Advance retail sales rose 0.7 percent month-over-month in August, smashing expectations for a -0.7 percent contraction, and underlining the resilience of the US consumer.
In strengthening the hawks going into next week’s Federal Reserve meeting, the release triggered a jump in the trade-weighted dollar, but Treasury yields barely budged – suggesting that odds on a tapering decision were only modestly improved.
Growth was evident in most tangible goods categories: Furniture stores recorded a 3.7 percent month-over-month gain, while receipts for building materials rose 0.9 percent and clothing eked out a 0.1 percent advance.
Items containing semiconductors weakened: With shortages and rising prices playing a role, sales of electronics and appliances dropped -3.1 percent, while the auto and auto parts segment lost -3.6 percent.
Both online and bricks-and-mortar stores gained: E-commerce retail sales climbed 5.3 percent, while general merchandise operations posted a 3.6 percent gain.
Spending at restaurants and bars flatlined: Food and drinking establishments recorded no improvement as the rapidly-spreading Delta variant convinced millions of citizens to entertain at home in August.
Low expectations set the stage for outperformance: After consumer sentiment surveys plunged in late summer, market participants downgraded demand forecasts – setting the stage for today’s positive surprise.
And sales could rise further: Coronavirus infections appear to be cresting in many states, and holiday spending will begin to ramp up in the coming months – some consulting companies are already forecasting a supercharged US holiday spending spree that could see sales surpass last year’s spectacular 5.8-percent expansion.

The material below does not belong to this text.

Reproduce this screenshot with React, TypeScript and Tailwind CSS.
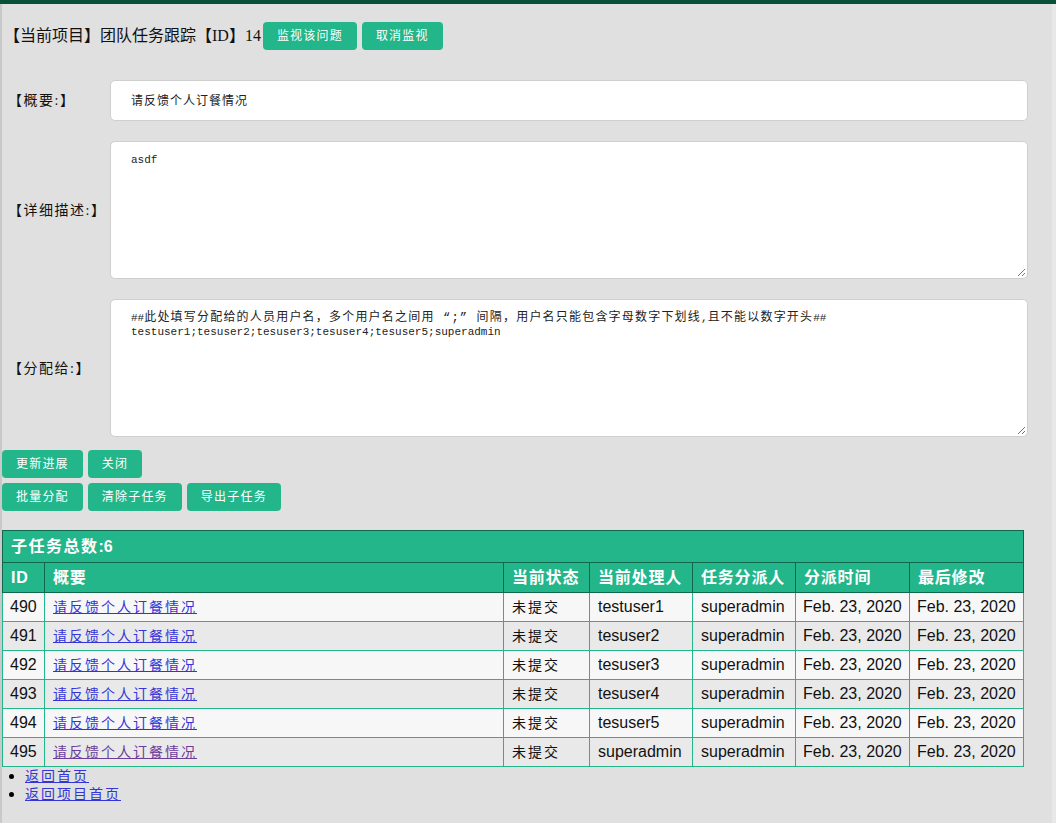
import React from 'react';

const serif = { fontFamily: '"Liberation Serif", "Noto Sans CJK SC", serif' };
const mono = { fontFamily: '"Liberation Mono", "Noto Sans CJK SC", monospace' };

const rows = [
  { id: 490, user: 'testuser1' },
  { id: 491, user: 'tesuser2' },
  { id: 492, user: 'tesuser3' },
  { id: 493, user: 'tesuser4' },
  { id: 494, user: 'tesuser5' },
  { id: 495, user: 'superadmin', visited: true },
];

function Btn({ children }: { children: React.ReactNode }) {
  return (
    <button className="h-[28px] rounded-[4px] bg-[#23b68b] px-[14px] text-[12px] tracking-[1.2px] text-white">
      {children}
    </button>
  );
}

function Grip() {
  return (
    <svg className="absolute right-[1px] bottom-[1px]" width="9" height="9" viewBox="0 0 9 9">
      <path d="M8 1L1 8M8 5L5 8" stroke="#777" strokeWidth="1" fill="none" />
    </svg>
  );
}

function Field({ label, tall, children }: { label: string; tall?: boolean; children: React.ReactNode }) {
  return (
    <div className="flex items-center">
      <div className="w-[108px] shrink-0 pl-[6px] text-[14px] tracking-[1.5px] text-[#111]">{label}</div>
      <div
        className={
          'relative w-[918px] rounded-[5px] border border-[#cfcfcf] bg-white px-[20px] text-[#222] ' +
          (tall ? 'h-[138px] py-[11px] text-[11px] leading-[14px]' : 'flex h-[41px] items-center text-[12px] tracking-[1px]')
        }
        style={tall ? mono : undefined}
      >
        {children}
        {tall && <Grip />}
      </div>
    </div>
  );
}

const cj = 'text-[12px] tracking-[1.2px]';
const th = 'whitespace-nowrap border border-[#11674c] px-[8px] font-bold tracking-[0.8px]';
const td = 'whitespace-nowrap border border-[#23b68b]';

export default function App() {
  return (
    <div className="min-h-[823px] w-[1056px] border-l-2 border-r-4 border-l-[#c9c9c9] border-r-[#e8e8e8] bg-[#e0e0e0]" style={serif}>
      <div className="-ml-[2px] h-[4px] w-[1056px] bg-[#07503a]" />

      <div className="flex items-center gap-[2px] pt-[18px] pl-[2px]">
        <span className="text-[16px] text-[#111]">【当前项目】团队任务跟踪【ID】14</span>
        <div className="flex gap-[5px]">
          <Btn>监视该问题</Btn>
          <Btn>取消监视</Btn>
        </div>
      </div>

      <div className="mt-[30px] flex flex-col gap-[20px]">
        <Field label="【概要:】">请反馈个人订餐情况</Field>
        <Field label="【详细描述:】" tall>
          asdf
        </Field>
        <Field label="【分配给:】" tall>
          <div className="whitespace-nowrap">
            ##<span className={cj}>此处填写分配给的人员用户名，多个用户名之间用 “;” 间隔，用户名只能包含字母数字下划线</span>,
            <span className={cj}>且不能以数字开头</span>##
          </div>
          <div>testuser1;tesuser2;tesuser3;tesuser4;tesuser5;superadmin</div>
        </Field>
      </div>

      <div className="mt-[13px] flex flex-col gap-[5px]">
        <div className="flex gap-[5px]">
          <Btn>更新进展</Btn>
          <Btn>关闭</Btn>
        </div>
        <div className="flex gap-[5px]">
          <Btn>批量分配</Btn>
          <Btn>清除子任务</Btn>
          <Btn>导出子任务</Btn>
        </div>
      </div>

      <table
        className="mt-[19px] w-[1022px] border-collapse text-[16px]"
        style={{ fontFamily: '"Liberation Sans", "Noto Sans CJK SC", sans-serif' }}
      >
        <thead>
          <tr>
            <th colSpan={7} className="h-[32px] border border-[#11674c] bg-[#23b68b] px-[8px] text-left font-bold text-white">
              <span className="tracking-[1.5px]">子任务总数</span>:6
            </th>
          </tr>
          <tr className="bg-[#23b68b] text-left text-white">
            <th className={'h-[30px] w-[42px] ' + th}>ID</th>
            <th className={th}>概要</th>
            <th className={'w-[86px] ' + th}>当前状态</th>
            <th className={'w-[103px] ' + th}>当前处理人</th>
            <th className={'w-[103px] ' + th}>任务分派人</th>
            <th className={'w-[114px] ' + th}>分派时间</th>
            <th className={'w-[114px] ' + th}>最后修改</th>
          </tr>
        </thead>
        <tbody className="text-[#111]">
          {rows.map((r, i) => (
            <tr key={r.id} className={i % 2 === 0 ? 'bg-[#f7f7f7]' : 'bg-[#e9e9e9]'}>
              <td className={'h-[29px] px-[7px] ' + td}>{r.id}</td>
              <td className={'px-[8px] ' + td}>
                <a
                  href="#"
                  className={'text-[14px] tracking-[2px] underline ' + (r.visited ? 'text-[#6a3c9c]' : 'text-[#3434d8]')}
                  style={serif}
                >
                  请反馈个人订餐情况
                </a>
              </td>
              <td className={'px-[8px] text-[14px] tracking-[2px] ' + td} style={serif}>
                未提交
              </td>
              <td className={'px-[8px] ' + td}>{r.user}</td>
              <td className={'px-[8px] ' + td}>superadmin</td>
              <td className={'px-[7px] ' + td}>Feb. 23, 2020</td>
              <td className={'px-[7px] ' + td}>Feb. 23, 2020</td>
            </tr>
          ))}
        </tbody>
      </table>

      <ul className="list-disc pl-[23px] text-[16px] marker:text-[#000]">
        <li className="h-[18px] leading-[18px]">
          <a href="#" className="text-[14px] leading-[18px] tracking-[2px] text-[#3434d8] underline">返回首页</a>
        </li>
        <li className="h-[18px] leading-[18px]">
          <a href="#" className="text-[14px] leading-[18px] tracking-[2px] text-[#3434d8] underline">返回项目首页</a>
        </li>
      </ul>
    </div>
  );
}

A separate report from the Department of Labor showed that the number of Americans filing new claims for unemployment benefits rose 20,000 to 332,000 last week, slightly above the consensus market forecast at 323,000. The 4-week moving average – used to smooth out weekly volatility and discern longer-term trends – fell to 335,750 from the previous week’s revised average of 340,000.
2.6 million people continued to collect jobless benefits under regular state programs in the week ending September 4, and in the week prior to that, 12.1 million were receiving payouts under all federal programs.
Jobless claims are trending down: While the print may suggest that more workers lost their jobs last week than in the previous one – signalling economic weakness, the reality is that last week’s report was just a bit too good to be true – so much so that some analysts have partially attributed the record-low claims to a delay in applications caused by Hurricane Ida. The focus should be on the 4-week moving average, which continues to edge lower, suggesting ongoing improvement in the labour market.